**Stated task:**
Exactly as written, retype the listing below, omitting the pictures.
━━━ Data block
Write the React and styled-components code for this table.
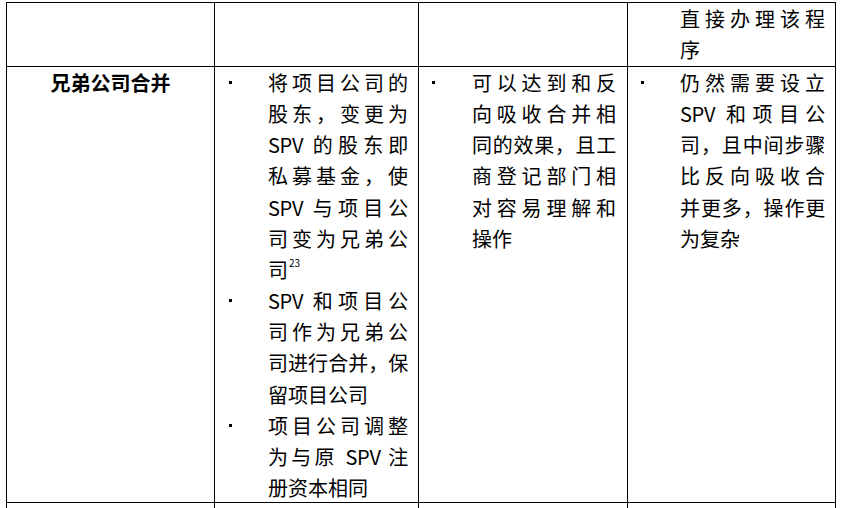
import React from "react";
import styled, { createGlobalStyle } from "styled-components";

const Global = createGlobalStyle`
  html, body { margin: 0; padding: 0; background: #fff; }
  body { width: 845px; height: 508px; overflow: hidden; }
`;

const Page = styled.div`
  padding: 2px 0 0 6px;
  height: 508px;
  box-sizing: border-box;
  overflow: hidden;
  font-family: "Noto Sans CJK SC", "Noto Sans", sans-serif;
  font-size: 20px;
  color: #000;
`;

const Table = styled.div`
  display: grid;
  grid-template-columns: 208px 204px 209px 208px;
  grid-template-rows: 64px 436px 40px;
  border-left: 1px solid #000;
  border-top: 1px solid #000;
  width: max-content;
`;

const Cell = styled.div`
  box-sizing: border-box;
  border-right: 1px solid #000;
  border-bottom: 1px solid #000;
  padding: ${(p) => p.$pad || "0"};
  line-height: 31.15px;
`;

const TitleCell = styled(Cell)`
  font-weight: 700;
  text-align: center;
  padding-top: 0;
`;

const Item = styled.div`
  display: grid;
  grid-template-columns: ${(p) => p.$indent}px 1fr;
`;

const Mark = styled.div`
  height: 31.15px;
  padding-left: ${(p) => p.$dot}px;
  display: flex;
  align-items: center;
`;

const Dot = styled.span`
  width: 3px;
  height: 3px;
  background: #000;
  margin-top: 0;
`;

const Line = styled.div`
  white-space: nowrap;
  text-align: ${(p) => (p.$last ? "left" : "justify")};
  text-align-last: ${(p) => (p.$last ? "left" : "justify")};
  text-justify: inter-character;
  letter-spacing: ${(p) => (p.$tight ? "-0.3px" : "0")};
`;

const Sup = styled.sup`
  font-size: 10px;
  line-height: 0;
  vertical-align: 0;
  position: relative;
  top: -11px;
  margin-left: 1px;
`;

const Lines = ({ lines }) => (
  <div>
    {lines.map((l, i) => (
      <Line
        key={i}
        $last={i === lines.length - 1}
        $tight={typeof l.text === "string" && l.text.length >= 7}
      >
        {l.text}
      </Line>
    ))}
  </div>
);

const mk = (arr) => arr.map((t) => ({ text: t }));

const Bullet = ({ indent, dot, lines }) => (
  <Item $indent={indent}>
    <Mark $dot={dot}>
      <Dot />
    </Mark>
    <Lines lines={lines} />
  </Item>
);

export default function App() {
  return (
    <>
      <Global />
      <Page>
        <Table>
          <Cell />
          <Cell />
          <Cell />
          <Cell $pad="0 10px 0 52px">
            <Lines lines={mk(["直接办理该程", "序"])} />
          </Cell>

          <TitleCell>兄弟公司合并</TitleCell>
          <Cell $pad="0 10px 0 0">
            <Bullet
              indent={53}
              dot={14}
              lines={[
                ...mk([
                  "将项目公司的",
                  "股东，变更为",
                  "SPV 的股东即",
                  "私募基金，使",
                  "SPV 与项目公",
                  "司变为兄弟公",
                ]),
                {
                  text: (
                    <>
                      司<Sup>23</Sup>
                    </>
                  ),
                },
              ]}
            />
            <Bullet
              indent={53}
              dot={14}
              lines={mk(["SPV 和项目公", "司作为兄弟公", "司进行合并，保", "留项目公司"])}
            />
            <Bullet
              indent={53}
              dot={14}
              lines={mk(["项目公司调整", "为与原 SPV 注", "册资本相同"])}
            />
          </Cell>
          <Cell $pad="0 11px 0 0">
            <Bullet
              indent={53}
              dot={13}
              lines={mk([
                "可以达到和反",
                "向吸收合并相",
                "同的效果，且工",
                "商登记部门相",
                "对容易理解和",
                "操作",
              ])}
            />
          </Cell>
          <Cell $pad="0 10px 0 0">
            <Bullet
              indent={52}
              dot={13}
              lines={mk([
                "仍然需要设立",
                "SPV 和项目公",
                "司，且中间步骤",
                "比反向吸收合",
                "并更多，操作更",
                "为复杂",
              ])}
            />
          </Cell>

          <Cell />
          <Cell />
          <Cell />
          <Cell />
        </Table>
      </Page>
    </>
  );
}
━━━━━━
**Exercise solution:**
Write the React and styled-components code for this table.
import React from "react";
import styled, { createGlobalStyle } from "styled-components";

const Global = createGlobalStyle`
  html, body { margin: 0; padding: 0; background: #fff; }
  body { width: 845px; height: 508px; overflow: hidden; }
`;

const Page = styled.div`
  padding: 2px 0 0 6px;
  height: 508px;
  box-sizing: border-box;
  overflow: hidden;
  font-family: "Noto Sans CJK SC", "Noto Sans", sans-serif;
  font-size: 20px;
  color: #000;
`;

const Table = styled.div`
  display: grid;
  grid-template-columns: 208px 204px 209px 208px;
  grid-template-rows: 64px 436px 40px;
  border-left: 1px solid #000;
  border-top: 1px solid #000;
  width: max-content;
`;

const Cell = styled.div`
  box-sizing: border-box;
  border-right: 1px solid #000;
  border-bottom: 1px solid #000;
  padding: ${(p) => p.$pad || "0"};
  line-height: 31.15px;
`;

const TitleCell = styled(Cell)`
  font-weight: 700;
  text-align: center;
  padding-top: 0;
`;

const Item = styled.div`
  display: grid;
  grid-template-columns: ${(p) => p.$indent}px 1fr;
`;

const Mark = styled.div`
  height: 31.15px;
  padding-left: ${(p) => p.$dot}px;
  display: flex;
  align-items: center;
`;

const Dot = styled.span`
  width: 3px;
  height: 3px;
  background: #000;
  margin-top: 0;
`;

const Line = styled.div`
  white-space: nowrap;
  text-align: ${(p) => (p.$last ? "left" : "justify")};
  text-align-last: ${(p) => (p.$last ? "left" : "justify")};
  text-justify: inter-character;
  letter-spacing: ${(p) => (p.$tight ? "-0.3px" : "0")};
`;

const Sup = styled.sup`
  font-size: 10px;
  line-height: 0;
  vertical-align: 0;
  position: relative;
  top: -11px;
  margin-left: 1px;
`;

const Lines = ({ lines }) => (
  <div>
    {lines.map((l, i) => (
      <Line
        key={i}
        $last={i === lines.length - 1}
        $tight={typeof l.text === "string" && l.text.length >= 7}
      >
        {l.text}
      </Line>
    ))}
  </div>
);

const mk = (arr) => arr.map((t) => ({ text: t }));

const Bullet = ({ indent, dot, lines }) => (
  <Item $indent={indent}>
    <Mark $dot={dot}>
      <Dot />
    </Mark>
    <Lines lines={lines} />
  </Item>
);

export default function App() {
  return (
    <>
      <Global />
      <Page>
        <Table>
          <Cell />
          <Cell />
          <Cell />
          <Cell $pad="0 10px 0 52px">
            <Lines lines={mk(["直接办理该程", "序"])} />
          </Cell>

          <TitleCell>兄弟公司合并</TitleCell>
          <Cell $pad="0 10px 0 0">
            <Bullet
              indent={53}
              dot={14}
              lines={[
                ...mk([
                  "将项目公司的",
                  "股东，变更为",
                  "SPV 的股东即",
                  "私募基金，使",
                  "SPV 与项目公",
                  "司变为兄弟公",
                ]),
                {
                  text: (
                    <>
                      司<Sup>23</Sup>
                    </>
                  ),
                },
              ]}
            />
            <Bullet
              indent={53}
              dot={14}
              lines={mk(["SPV 和项目公", "司作为兄弟公", "司进行合并，保", "留项目公司"])}
            />
            <Bullet
              indent={53}
              dot={14}
              lines={mk(["项目公司调整", "为与原 SPV 注", "册资本相同"])}
            />
          </Cell>
          <Cell $pad="0 11px 0 0">
            <Bullet
              indent={53}
              dot={13}
              lines={mk([
                "可以达到和反",
                "向吸收合并相",
                "同的效果，且工",
                "商登记部门相",
                "对容易理解和",
                "操作",
              ])}
            />
          </Cell>
          <Cell $pad="0 10px 0 0">
            <Bullet
              indent={52}
              dot={13}
              lines={mk([
                "仍然需要设立",
                "SPV 和项目公",
                "司，且中间步骤",
                "比反向吸收合",
                "并更多，操作更",
                "为复杂",
              ])}
            />
          </Cell>

          <Cell />
          <Cell />
          <Cell />
          <Cell />
        </Table>
      </Page>
    </>
  );
}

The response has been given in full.